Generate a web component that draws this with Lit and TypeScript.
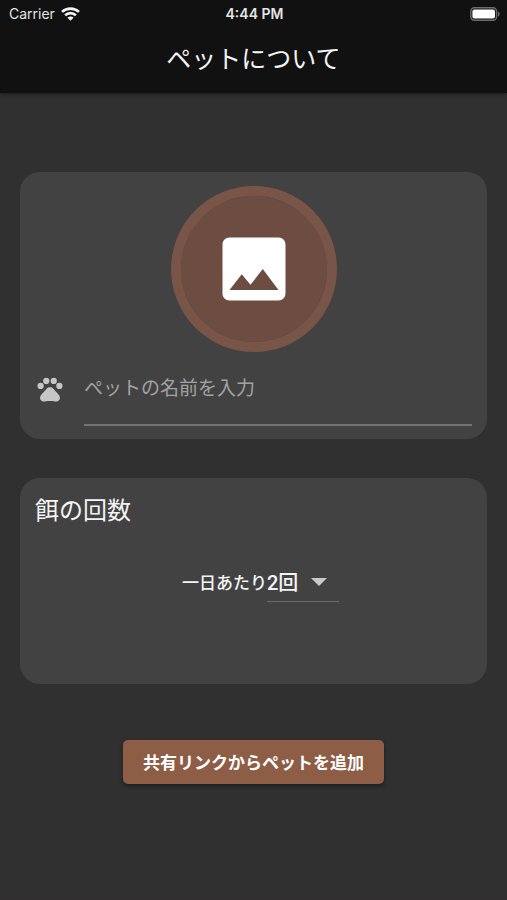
import { LitElement, html, css } from "lit";
import { customElement, state } from "lit/decorators.js";

@customElement("status-bar")
class StatusBar extends LitElement {
  static styles = css`
    :host {
      display: grid;
      grid-template-columns: 1fr auto 1fr;
      align-items: center;
      height: 28px;
      padding: 0 7px 0 9px;
      font-family: Inter, "Liberation Sans", sans-serif;
      font-size: 14px;
      line-height: 20px;
      color: #e4e4e4;
    }
    .carrier {
      display: flex;
      align-items: center;
      gap: 6px;
    }
    .time {
      font-weight: 600;
    }
    .battery {
      justify-self: end;
    }
    svg {
      display: block;
    }
  `;

  render() {
    return html`
      <div class="carrier">
        <span>Carrier</span>
        <svg width="19" height="14" viewBox="0 0 19 14" fill="none" stroke="#f2f2f2" stroke-width="2.6" aria-hidden="true">
          <path d="M1 4.9C5.8.5 13.2.5 18 4.9" />
          <path d="M4.1 8.3c3.1-2.9 7.7-2.9 10.8 0" />
          <path d="M9.5 13.8 6.4 10.7c1.8-1.5 4.4-1.5 6.2 0z" fill="#f2f2f2" stroke="none" />
        </svg>
      </div>
      <span class="time">4:44 PM</span>
      <svg class="battery" width="30" height="14" viewBox="0 0 30 14" aria-hidden="true">
        <rect x=".8" y=".8" width="25.8" height="12.4" rx="3.6" fill="none" stroke="#6c6c6c" stroke-width="1.4" />
        <rect x="2.4" y="2.4" width="22.6" height="9.2" rx="2" fill="#fff" />
        <path d="M28 4.6c2.2.8 2.2 4 0 4.8z" fill="#6c6c6c" />
      </svg>
    `;
  }
}

@customElement("app-root")
class AppRoot extends LitElement {
  @state() private meals = "2";

  static styles = css`
    :host {
      display: flex;
      flex-direction: column;
      box-sizing: border-box;
      min-height: 100vh;
      background: #303030;
      border-bottom: 1px solid #3a2d32;
      color: #f4f4f4;
      font-family: Roboto, "Noto Sans CJK JP", sans-serif;
    }
    header {
      background: #111;
      box-shadow: 0 1px 4px rgba(0, 0, 0, 0.5);
    }
    h1,
    h2 {
      margin: 0;
      font-size: 24px;
      line-height: 38px;
      font-weight: 400;
    }
    h1 {
      padding: 13px 0 14px;
      font-size: 25px;
      text-align: center;
    }
    main {
      display: flex;
      flex-direction: column;
      gap: 39px;
      padding: 79px 20px 20px;
    }
    .card {
      display: flex;
      flex-direction: column;
      padding: 14px 15px 13px;
      border-radius: 20px;
      background: #424242;
    }
    .photo {
      display: grid;
      place-items: center;
      align-self: center;
      box-sizing: border-box;
      width: 166px;
      height: 166px;
      padding: 0;
      border: 10px solid #795548;
      border-radius: 50%;
      background: #6d4c41;
      background-clip: padding-box;
      color: #fff;
    }
    .field {
      display: flex;
      gap: 19px;
      margin-top: 12px;
    }
    .paw {
      flex: none;
      margin-top: 10px;
      color: #c6c6c6;
    }
    .name {
      flex: 1;
      min-width: 0;
      box-sizing: border-box;
      height: 62px;
      padding: 0 0 12px;
      border: 0;
      border-bottom: 2px solid #727272;
      border-radius: 0;
      outline: 0;
      background: none;
      color: inherit;
      font: inherit;
      font-size: 19px;
    }
    .name::placeholder {
      color: #a2a2a2;
      opacity: 1;
    }
    .meals {
      display: flex;
      justify-content: center;
      align-items: center;
      margin: 32px 0 69px;
      padding-left: 14px;
      font-size: 17px;
      font-weight: 500;
    }
    .meals label {
      padding-bottom: 2px;
    }
    .drop {
      display: grid;
      align-items: center;
    }
    .drop > * {
      grid-area: 1 / 1;
    }
    .arrow {
      justify-self: end;
      margin-right: 12px;
      color: #c9c9c9;
      pointer-events: none;
    }
    select {
      appearance: none;
      box-sizing: border-box;
      width: 72px;
      height: 40px;
      margin: 0;
      padding: 2px 0 0;
      border: 0;
      border-bottom: 1px solid #6b6b6b;
      border-radius: 0;
      outline: 0;
      background: none;
      color: inherit;
      font: inherit;
      font-size: 20px;
    }
    .share {
      align-self: center;
      margin-top: 17px;
      height: 44px;
      padding: 0 20px 2px;
      border: 0;
      border-radius: 5px;
      background: #8d5d46;
      box-shadow: 0 2px 4px rgba(0, 0, 0, 0.4);
      color: #fff;
      font: inherit;
      font-size: 17px;
      font-weight: 700;
    }
    svg {
      display: block;
      fill: currentColor;
    }
  `;

  private changeMeals(event: Event) {
    this.meals = (event.target as HTMLSelectElement).value;
  }

  render() {
    return html`
      <header>
        <status-bar></status-bar>
        <h1>ペットについて</h1>
      </header>
      <main>
        <section class="card">
          <button class="photo" type="button" aria-label="写真を選択">
            <svg width="84" height="84" viewBox="0 0 24 24" aria-hidden="true">
              <path d="M21 19V5c0-1.1-.9-2-2-2H5c-1.1 0-2 .9-2 2v14c0 1.1.9 2 2 2h14c1.1 0 2-.9 2-2zM8.5 13.5l2.5 3.01L14.5 12l4.5 6H5l3.5-4.5z" />
            </svg>
          </button>
          <label class="field">
            <svg class="paw" width="30" height="30" viewBox="0 0 24 24" aria-hidden="true">
              <circle cx="4.5" cy="9.5" r="2.5" />
              <circle cx="9" cy="5.5" r="2.5" />
              <circle cx="15" cy="5.5" r="2.5" />
              <circle cx="19.5" cy="9.5" r="2.5" />
              <path d="M17.34 14.86c-.87-1.02-1.6-1.89-2.48-2.91-.46-.54-1.05-1.08-1.75-1.32-.11-.04-.22-.07-.33-.09-.25-.04-.52-.04-.78-.04s-.53 0-.79.05c-.11.02-.22.05-.33.09-.7.24-1.28.78-1.75 1.32-.87 1.02-1.6 1.89-2.48 2.91-1.31 1.31-2.92 2.76-2.62 4.79.29 1.02 1.02 2.03 2.33 2.32.73.15 3.06-.44 5.54-.44h.18c2.48 0 4.81.58 5.54.44 1.31-.29 2.04-1.31 2.33-2.32.31-2.04-1.3-3.49-2.61-4.8z" />
            </svg>
            <input class="name" type="text" placeholder="ペットの名前を入力" aria-label="ペットの名前" />
          </label>
        </section>
        <section class="card">
          <h2>餌の回数</h2>
          <div class="meals">
            <label for="meals">一日あたり</label>
            <div class="drop">
              <select id="meals" .value=${this.meals} @change=${this.changeMeals}>
                <option value="2">2回</option>
              </select>
              <svg class="arrow" width="16" height="8" viewBox="0 0 16 8" aria-hidden="true">
                <path d="M0 0h16L8 8z" />
              </svg>
            </div>
          </div>
        </section>
        <button class="share" type="button">共有リンクからペットを追加</button>
      </main>
    `;
  }
}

What the task asks
Write out the material above once more, exactly as it reads, with no pictures.

Written solution
Generate a web component that draws this with Lit and TypeScript.
import { LitElement, html, css } from "lit";
import { customElement, state } from "lit/decorators.js";

@customElement("status-bar")
class StatusBar extends LitElement {
  static styles = css`
    :host {
      display: grid;
      grid-template-columns: 1fr auto 1fr;
      align-items: center;
      height: 28px;
      padding: 0 7px 0 9px;
      font-family: Inter, "Liberation Sans", sans-serif;
      font-size: 14px;
      line-height: 20px;
      color: #e4e4e4;
    }
    .carrier {
      display: flex;
      align-items: center;
      gap: 6px;
    }
    .time {
      font-weight: 600;
    }
    .battery {
      justify-self: end;
    }
    svg {
      display: block;
    }
  `;

  render() {
    return html`
      <div class="carrier">
        <span>Carrier</span>
        <svg width="19" height="14" viewBox="0 0 19 14" fill="none" stroke="#f2f2f2" stroke-width="2.6" aria-hidden="true">
          <path d="M1 4.9C5.8.5 13.2.5 18 4.9" />
          <path d="M4.1 8.3c3.1-2.9 7.7-2.9 10.8 0" />
          <path d="M9.5 13.8 6.4 10.7c1.8-1.5 4.4-1.5 6.2 0z" fill="#f2f2f2" stroke="none" />
        </svg>
      </div>
      <span class="time">4:44 PM</span>
      <svg class="battery" width="30" height="14" viewBox="0 0 30 14" aria-hidden="true">
        <rect x=".8" y=".8" width="25.8" height="12.4" rx="3.6" fill="none" stroke="#6c6c6c" stroke-width="1.4" />
        <rect x="2.4" y="2.4" width="22.6" height="9.2" rx="2" fill="#fff" />
        <path d="M28 4.6c2.2.8 2.2 4 0 4.8z" fill="#6c6c6c" />
      </svg>
    `;
  }
}

@customElement("app-root")
class AppRoot extends LitElement {
  @state() private meals = "2";

  static styles = css`
    :host {
      display: flex;
      flex-direction: column;
      box-sizing: border-box;
      min-height: 100vh;
      background: #303030;
      border-bottom: 1px solid #3a2d32;
      color: #f4f4f4;
      font-family: Roboto, "Noto Sans CJK JP", sans-serif;
    }
    header {
      background: #111;
      box-shadow: 0 1px 4px rgba(0, 0, 0, 0.5);
    }
    h1,
    h2 {
      margin: 0;
      font-size: 24px;
      line-height: 38px;
      font-weight: 400;
    }
    h1 {
      padding: 13px 0 14px;
      font-size: 25px;
      text-align: center;
    }
    main {
      display: flex;
      flex-direction: column;
      gap: 39px;
      padding: 79px 20px 20px;
    }
    .card {
      display: flex;
      flex-direction: column;
      padding: 14px 15px 13px;
      border-radius: 20px;
      background: #424242;
    }
    .photo {
      display: grid;
      place-items: center;
      align-self: center;
      box-sizing: border-box;
      width: 166px;
      height: 166px;
      padding: 0;
      border: 10px solid #795548;
      border-radius: 50%;
      background: #6d4c41;
      background-clip: padding-box;
      color: #fff;
    }
    .field {
      display: flex;
      gap: 19px;
      margin-top: 12px;
    }
    .paw {
      flex: none;
      margin-top: 10px;
      color: #c6c6c6;
    }
    .name {
      flex: 1;
      min-width: 0;
      box-sizing: border-box;
      height: 62px;
      padding: 0 0 12px;
      border: 0;
      border-bottom: 2px solid #727272;
      border-radius: 0;
      outline: 0;
      background: none;
      color: inherit;
      font: inherit;
      font-size: 19px;
    }
    .name::placeholder {
      color: #a2a2a2;
      opacity: 1;
    }
    .meals {
      display: flex;
      justify-content: center;
      align-items: center;
      margin: 32px 0 69px;
      padding-left: 14px;
      font-size: 17px;
      font-weight: 500;
    }
    .meals label {
      padding-bottom: 2px;
    }
    .drop {
      display: grid;
      align-items: center;
    }
    .drop > * {
      grid-area: 1 / 1;
    }
    .arrow {
      justify-self: end;
      margin-right: 12px;
      color: #c9c9c9;
      pointer-events: none;
    }
    select {
      appearance: none;
      box-sizing: border-box;
      width: 72px;
      height: 40px;
      margin: 0;
      padding: 2px 0 0;
      border: 0;
      border-bottom: 1px solid #6b6b6b;
      border-radius: 0;
      outline: 0;
      background: none;
      color: inherit;
      font: inherit;
      font-size: 20px;
    }
    .share {
      align-self: center;
      margin-top: 17px;
      height: 44px;
      padding: 0 20px 2px;
      border: 0;
      border-radius: 5px;
      background: #8d5d46;
      box-shadow: 0 2px 4px rgba(0, 0, 0, 0.4);
      color: #fff;
      font: inherit;
      font-size: 17px;
      font-weight: 700;
    }
    svg {
      display: block;
      fill: currentColor;
    }
  `;

  private changeMeals(event: Event) {
    this.meals = (event.target as HTMLSelectElement).value;
  }

  render() {
    return html`
      <header>
        <status-bar></status-bar>
        <h1>ペットについて</h1>
      </header>
      <main>
        <section class="card">
          <button class="photo" type="button" aria-label="写真を選択">
            <svg width="84" height="84" viewBox="0 0 24 24" aria-hidden="true">
              <path d="M21 19V5c0-1.1-.9-2-2-2H5c-1.1 0-2 .9-2 2v14c0 1.1.9 2 2 2h14c1.1 0 2-.9 2-2zM8.5 13.5l2.5 3.01L14.5 12l4.5 6H5l3.5-4.5z" />
            </svg>
          </button>
          <label class="field">
            <svg class="paw" width="30" height="30" viewBox="0 0 24 24" aria-hidden="true">
              <circle cx="4.5" cy="9.5" r="2.5" />
              <circle cx="9" cy="5.5" r="2.5" />
              <circle cx="15" cy="5.5" r="2.5" />
              <circle cx="19.5" cy="9.5" r="2.5" />
              <path d="M17.34 14.86c-.87-1.02-1.6-1.89-2.48-2.91-.46-.54-1.05-1.08-1.75-1.32-.11-.04-.22-.07-.33-.09-.25-.04-.52-.04-.78-.04s-.53 0-.79.05c-.11.02-.22.05-.33.09-.7.24-1.28.78-1.75 1.32-.87 1.02-1.6 1.89-2.48 2.91-1.31 1.31-2.92 2.76-2.62 4.79.29 1.02 1.02 2.03 2.33 2.32.73.15 3.06-.44 5.54-.44h.18c2.48 0 4.81.58 5.54.44 1.31-.29 2.04-1.31 2.33-2.32.31-2.04-1.3-3.49-2.61-4.8z" />
            </svg>
            <input class="name" type="text" placeholder="ペットの名前を入力" aria-label="ペットの名前" />
          </label>
        </section>
        <section class="card">
          <h2>餌の回数</h2>
          <div class="meals">
            <label for="meals">一日あたり</label>
            <div class="drop">
              <select id="meals" .value=${this.meals} @change=${this.changeMeals}>
                <option value="2">2回</option>
              </select>
              <svg class="arrow" width="16" height="8" viewBox="0 0 16 8" aria-hidden="true">
                <path d="M0 0h16L8 8z" />
              </svg>
            </div>
          </div>
        </section>
        <button class="share" type="button">共有リンクからペットを追加</button>
      </main>
    `;
  }
}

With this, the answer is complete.